**TASK DETAILS**: Count every line of the listing where the string "that" occurs, and reply with the count alone.

Web page code records
▼▼▼

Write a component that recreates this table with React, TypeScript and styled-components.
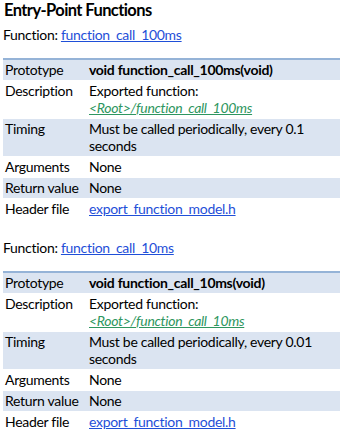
import styled, { createGlobalStyle } from "styled-components";

const GlobalStyle = createGlobalStyle`
    html, body { margin: 0; padding: 0; background: #ffffff; }
    body {
        font-family: Lato, "Open Sans", "Liberation Sans", sans-serif;
        color: #000000;
    }
`

const Page = styled.div`
    padding: 0 2px 0 3px;
    width: 342px;
    box-sizing: border-box;
`
const Title = styled.h2`
    font-size: 16.5px;
    font-weight: 700;
    letter-spacing: -0.6px;
    margin: 0 0 0 1px;
    line-height: 20px;
`
const FunctionLine = styled.p`
    font-size: 14px;
    letter-spacing: -0.3px;
    margin: 6px 0 15px 0;
    line-height: 17px;
`
const Link = styled.a`
    color: #1f4fd8;
    text-decoration: underline;
`
const ModelLink = styled.a`
    color: #2e9660;
    font-style: italic;
    text-decoration: underline;
`
const Table = styled.table`
    width: 100%;
    border-collapse: collapse;
    border-top: 2px solid #95b3d7;
    border-bottom: 1px solid #a7bfdd;
    font-size: 14px;
    letter-spacing: -0.3px;
    margin-bottom: 19px;
`
const Row = styled.tr<{ $shaded: boolean }>`
    background: ${p => p.$shaded ? "#dbe4f1" : "#ffffff"};
    border-bottom: 1px solid #ffffff;
`
const Label = styled.td`
    width: 84px;
    padding: 1px 0 2px 2px;
    vertical-align: top;
    line-height: 17px;
    white-space: nowrap;
`
const Value = styled.td<{ $bold?: boolean }>`
    padding: 1px 3px 2px 0;
    vertical-align: top;
    line-height: 17px;
    font-weight: ${p => p.$bold ? 700 : 400};
`

const entries = [
    { name: "function_call_100ms", period: "0.1" },
    { name: "function_call_10ms", period: "0.01" },
]

function App() {
    return (
        <Page>
            <GlobalStyle />
            <Title>Entry-Point Functions</Title>
            {entries.map(entry => (
                <div key={entry.name}>
                    <FunctionLine>Function: <Link href="#">{entry.name}</Link></FunctionLine>
                    <Table>
                        <tbody>
                            <Row $shaded>
                                <Label>Prototype</Label>
                                <Value $bold>void {entry.name}(void)</Value>
                            </Row>
                            <Row $shaded={false}>
                                <Label>Description</Label>
                                <Value>Exported function:<br /><ModelLink href="#">&lt;Root&gt;/{entry.name}</ModelLink></Value>
                            </Row>
                            <Row $shaded>
                                <Label>Timing</Label>
                                <Value>Must be called periodically, every {entry.period} seconds</Value>
                            </Row>
                            <Row $shaded={false}>
                                <Label>Arguments</Label>
                                <Value>None</Value>
                            </Row>
                            <Row $shaded>
                                <Label>Return value</Label>
                                <Value>None</Value>
                            </Row>
                            <Row $shaded={false}>
                                <Label>Header file</Label>
                                <Value><Link href="#">export_function_model.h</Link></Value>
                            </Row>
                        </tbody>
                    </Table>
                </div>
            ))}
        </Page>
    );
}

export default App;
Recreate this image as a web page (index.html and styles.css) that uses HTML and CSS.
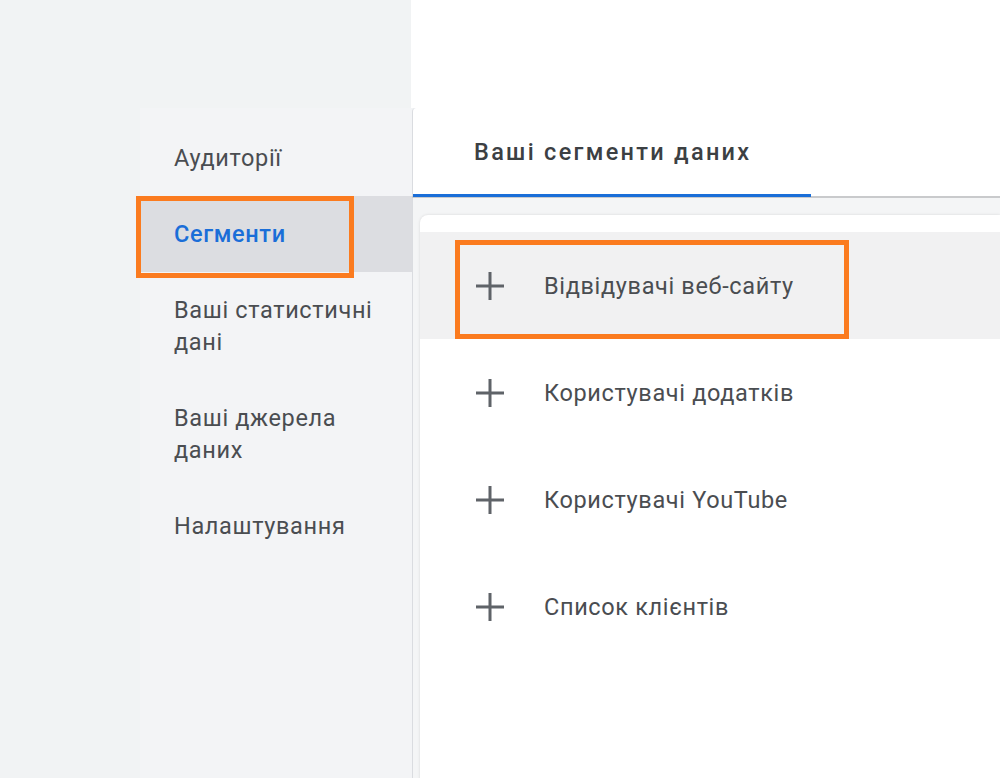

▲▲▲

**OUTPUT BELOW**: 2